** BEGIN Data block **

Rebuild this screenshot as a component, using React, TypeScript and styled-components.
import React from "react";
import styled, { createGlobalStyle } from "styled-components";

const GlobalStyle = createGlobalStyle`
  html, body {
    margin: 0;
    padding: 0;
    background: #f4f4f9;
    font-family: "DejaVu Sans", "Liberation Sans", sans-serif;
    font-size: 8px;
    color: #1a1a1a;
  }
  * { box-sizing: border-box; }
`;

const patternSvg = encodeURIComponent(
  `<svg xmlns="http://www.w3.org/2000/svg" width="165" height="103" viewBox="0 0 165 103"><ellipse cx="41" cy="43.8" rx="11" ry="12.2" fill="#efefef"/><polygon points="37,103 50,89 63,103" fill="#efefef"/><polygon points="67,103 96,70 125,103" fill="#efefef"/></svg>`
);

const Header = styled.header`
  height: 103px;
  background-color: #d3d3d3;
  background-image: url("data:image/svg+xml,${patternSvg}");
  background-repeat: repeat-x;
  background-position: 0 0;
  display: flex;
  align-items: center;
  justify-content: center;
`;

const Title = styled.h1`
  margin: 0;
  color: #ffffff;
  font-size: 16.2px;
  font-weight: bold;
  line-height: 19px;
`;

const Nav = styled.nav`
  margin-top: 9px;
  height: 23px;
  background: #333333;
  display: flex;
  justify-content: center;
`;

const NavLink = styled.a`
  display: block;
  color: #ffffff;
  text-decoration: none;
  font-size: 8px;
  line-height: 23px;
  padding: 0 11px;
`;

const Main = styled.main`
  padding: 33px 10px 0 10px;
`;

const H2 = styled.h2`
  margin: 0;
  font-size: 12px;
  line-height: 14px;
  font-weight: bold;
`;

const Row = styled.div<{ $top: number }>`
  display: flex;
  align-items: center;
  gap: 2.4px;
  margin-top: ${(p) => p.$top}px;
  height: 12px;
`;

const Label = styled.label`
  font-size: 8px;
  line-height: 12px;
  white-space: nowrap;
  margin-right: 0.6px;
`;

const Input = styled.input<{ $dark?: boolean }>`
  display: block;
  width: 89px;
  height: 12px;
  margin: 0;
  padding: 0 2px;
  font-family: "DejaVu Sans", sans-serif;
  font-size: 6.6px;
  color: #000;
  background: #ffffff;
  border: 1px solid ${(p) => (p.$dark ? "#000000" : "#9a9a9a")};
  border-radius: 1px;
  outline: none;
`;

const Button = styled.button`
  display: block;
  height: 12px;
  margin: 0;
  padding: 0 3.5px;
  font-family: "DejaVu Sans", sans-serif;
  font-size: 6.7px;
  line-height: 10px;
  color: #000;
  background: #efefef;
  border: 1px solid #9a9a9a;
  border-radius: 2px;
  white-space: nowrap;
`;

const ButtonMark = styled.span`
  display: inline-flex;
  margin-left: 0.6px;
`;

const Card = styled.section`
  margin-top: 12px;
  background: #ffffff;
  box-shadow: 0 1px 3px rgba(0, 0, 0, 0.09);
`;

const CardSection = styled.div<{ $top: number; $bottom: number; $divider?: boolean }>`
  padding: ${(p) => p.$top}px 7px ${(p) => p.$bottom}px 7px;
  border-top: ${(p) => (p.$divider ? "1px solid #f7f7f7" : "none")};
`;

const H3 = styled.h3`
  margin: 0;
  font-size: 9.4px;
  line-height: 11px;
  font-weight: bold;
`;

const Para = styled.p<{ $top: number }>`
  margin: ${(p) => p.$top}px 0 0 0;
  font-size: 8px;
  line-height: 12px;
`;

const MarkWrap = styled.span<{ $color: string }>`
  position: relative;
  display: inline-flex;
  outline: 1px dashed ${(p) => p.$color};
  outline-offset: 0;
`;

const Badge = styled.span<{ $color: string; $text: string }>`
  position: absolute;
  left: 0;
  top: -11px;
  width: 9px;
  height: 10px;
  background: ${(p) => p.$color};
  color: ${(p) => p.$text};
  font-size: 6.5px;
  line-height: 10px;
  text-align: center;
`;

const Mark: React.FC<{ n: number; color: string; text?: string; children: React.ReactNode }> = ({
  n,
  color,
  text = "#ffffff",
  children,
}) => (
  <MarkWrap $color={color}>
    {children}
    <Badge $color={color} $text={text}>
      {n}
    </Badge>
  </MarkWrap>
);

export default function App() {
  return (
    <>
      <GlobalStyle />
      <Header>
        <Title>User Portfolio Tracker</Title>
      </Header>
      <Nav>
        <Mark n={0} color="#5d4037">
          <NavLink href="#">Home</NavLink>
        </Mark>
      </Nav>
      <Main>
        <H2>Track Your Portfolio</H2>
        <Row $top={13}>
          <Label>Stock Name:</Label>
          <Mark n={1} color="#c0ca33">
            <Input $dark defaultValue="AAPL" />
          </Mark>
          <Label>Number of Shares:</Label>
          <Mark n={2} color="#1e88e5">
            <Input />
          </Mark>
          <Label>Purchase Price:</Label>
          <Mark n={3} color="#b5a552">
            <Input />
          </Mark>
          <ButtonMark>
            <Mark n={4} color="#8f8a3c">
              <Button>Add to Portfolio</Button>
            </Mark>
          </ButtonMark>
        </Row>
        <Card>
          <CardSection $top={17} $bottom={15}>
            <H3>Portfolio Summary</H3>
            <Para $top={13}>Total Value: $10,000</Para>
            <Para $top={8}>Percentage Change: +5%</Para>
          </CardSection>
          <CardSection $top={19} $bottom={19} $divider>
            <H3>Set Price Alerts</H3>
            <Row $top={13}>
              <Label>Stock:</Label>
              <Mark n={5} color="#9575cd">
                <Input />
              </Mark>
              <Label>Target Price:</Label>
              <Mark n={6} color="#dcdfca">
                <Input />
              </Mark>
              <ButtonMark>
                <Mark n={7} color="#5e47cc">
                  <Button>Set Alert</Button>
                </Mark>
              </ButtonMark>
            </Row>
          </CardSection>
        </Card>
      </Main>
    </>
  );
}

** END Data block **

Brief:
Restate the listing above word for word.

Worked answer:
Rebuild this screenshot as a component, using React, TypeScript and styled-components.
import React from "react";
import styled, { createGlobalStyle } from "styled-components";

const GlobalStyle = createGlobalStyle`
  html, body {
    margin: 0;
    padding: 0;
    background: #f4f4f9;
    font-family: "DejaVu Sans", "Liberation Sans", sans-serif;
    font-size: 8px;
    color: #1a1a1a;
  }
  * { box-sizing: border-box; }
`;

const patternSvg = encodeURIComponent(
  `<svg xmlns="http://www.w3.org/2000/svg" width="165" height="103" viewBox="0 0 165 103"><ellipse cx="41" cy="43.8" rx="11" ry="12.2" fill="#efefef"/><polygon points="37,103 50,89 63,103" fill="#efefef"/><polygon points="67,103 96,70 125,103" fill="#efefef"/></svg>`
);

const Header = styled.header`
  height: 103px;
  background-color: #d3d3d3;
  background-image: url("data:image/svg+xml,${patternSvg}");
  background-repeat: repeat-x;
  background-position: 0 0;
  display: flex;
  align-items: center;
  justify-content: center;
`;

const Title = styled.h1`
  margin: 0;
  color: #ffffff;
  font-size: 16.2px;
  font-weight: bold;
  line-height: 19px;
`;

const Nav = styled.nav`
  margin-top: 9px;
  height: 23px;
  background: #333333;
  display: flex;
  justify-content: center;
`;

const NavLink = styled.a`
  display: block;
  color: #ffffff;
  text-decoration: none;
  font-size: 8px;
  line-height: 23px;
  padding: 0 11px;
`;

const Main = styled.main`
  padding: 33px 10px 0 10px;
`;

const H2 = styled.h2`
  margin: 0;
  font-size: 12px;
  line-height: 14px;
  font-weight: bold;
`;

const Row = styled.div<{ $top: number }>`
  display: flex;
  align-items: center;
  gap: 2.4px;
  margin-top: ${(p) => p.$top}px;
  height: 12px;
`;

const Label = styled.label`
  font-size: 8px;
  line-height: 12px;
  white-space: nowrap;
  margin-right: 0.6px;
`;

const Input = styled.input<{ $dark?: boolean }>`
  display: block;
  width: 89px;
  height: 12px;
  margin: 0;
  padding: 0 2px;
  font-family: "DejaVu Sans", sans-serif;
  font-size: 6.6px;
  color: #000;
  background: #ffffff;
  border: 1px solid ${(p) => (p.$dark ? "#000000" : "#9a9a9a")};
  border-radius: 1px;
  outline: none;
`;

const Button = styled.button`
  display: block;
  height: 12px;
  margin: 0;
  padding: 0 3.5px;
  font-family: "DejaVu Sans", sans-serif;
  font-size: 6.7px;
  line-height: 10px;
  color: #000;
  background: #efefef;
  border: 1px solid #9a9a9a;
  border-radius: 2px;
  white-space: nowrap;
`;

const ButtonMark = styled.span`
  display: inline-flex;
  margin-left: 0.6px;
`;

const Card = styled.section`
  margin-top: 12px;
  background: #ffffff;
  box-shadow: 0 1px 3px rgba(0, 0, 0, 0.09);
`;

const CardSection = styled.div<{ $top: number; $bottom: number; $divider?: boolean }>`
  padding: ${(p) => p.$top}px 7px ${(p) => p.$bottom}px 7px;
  border-top: ${(p) => (p.$divider ? "1px solid #f7f7f7" : "none")};
`;

const H3 = styled.h3`
  margin: 0;
  font-size: 9.4px;
  line-height: 11px;
  font-weight: bold;
`;

const Para = styled.p<{ $top: number }>`
  margin: ${(p) => p.$top}px 0 0 0;
  font-size: 8px;
  line-height: 12px;
`;

const MarkWrap = styled.span<{ $color: string }>`
  position: relative;
  display: inline-flex;
  outline: 1px dashed ${(p) => p.$color};
  outline-offset: 0;
`;

const Badge = styled.span<{ $color: string; $text: string }>`
  position: absolute;
  left: 0;
  top: -11px;
  width: 9px;
  height: 10px;
  background: ${(p) => p.$color};
  color: ${(p) => p.$text};
  font-size: 6.5px;
  line-height: 10px;
  text-align: center;
`;

const Mark: React.FC<{ n: number; color: string; text?: string; children: React.ReactNode }> = ({
  n,
  color,
  text = "#ffffff",
  children,
}) => (
  <MarkWrap $color={color}>
    {children}
    <Badge $color={color} $text={text}>
      {n}
    </Badge>
  </MarkWrap>
);

export default function App() {
  return (
    <>
      <GlobalStyle />
      <Header>
        <Title>User Portfolio Tracker</Title>
      </Header>
      <Nav>
        <Mark n={0} color="#5d4037">
          <NavLink href="#">Home</NavLink>
        </Mark>
      </Nav>
      <Main>
        <H2>Track Your Portfolio</H2>
        <Row $top={13}>
          <Label>Stock Name:</Label>
          <Mark n={1} color="#c0ca33">
            <Input $dark defaultValue="AAPL" />
          </Mark>
          <Label>Number of Shares:</Label>
          <Mark n={2} color="#1e88e5">
            <Input />
          </Mark>
          <Label>Purchase Price:</Label>
          <Mark n={3} color="#b5a552">
            <Input />
          </Mark>
          <ButtonMark>
            <Mark n={4} color="#8f8a3c">
              <Button>Add to Portfolio</Button>
            </Mark>
          </ButtonMark>
        </Row>
        <Card>
          <CardSection $top={17} $bottom={15}>
            <H3>Portfolio Summary</H3>
            <Para $top={13}>Total Value: $10,000</Para>
            <Para $top={8}>Percentage Change: +5%</Para>
          </CardSection>
          <CardSection $top={19} $bottom={19} $divider>
            <H3>Set Price Alerts</H3>
            <Row $top={13}>
              <Label>Stock:</Label>
              <Mark n={5} color="#9575cd">
                <Input />
              </Mark>
              <Label>Target Price:</Label>
              <Mark n={6} color="#dcdfca">
                <Input />
              </Mark>
              <ButtonMark>
                <Mark n={7} color="#5e47cc">
                  <Button>Set Alert</Button>
                </Mark>
              </ButtonMark>
            </Row>
          </CardSection>
        </Card>
      </Main>
    </>
  );
}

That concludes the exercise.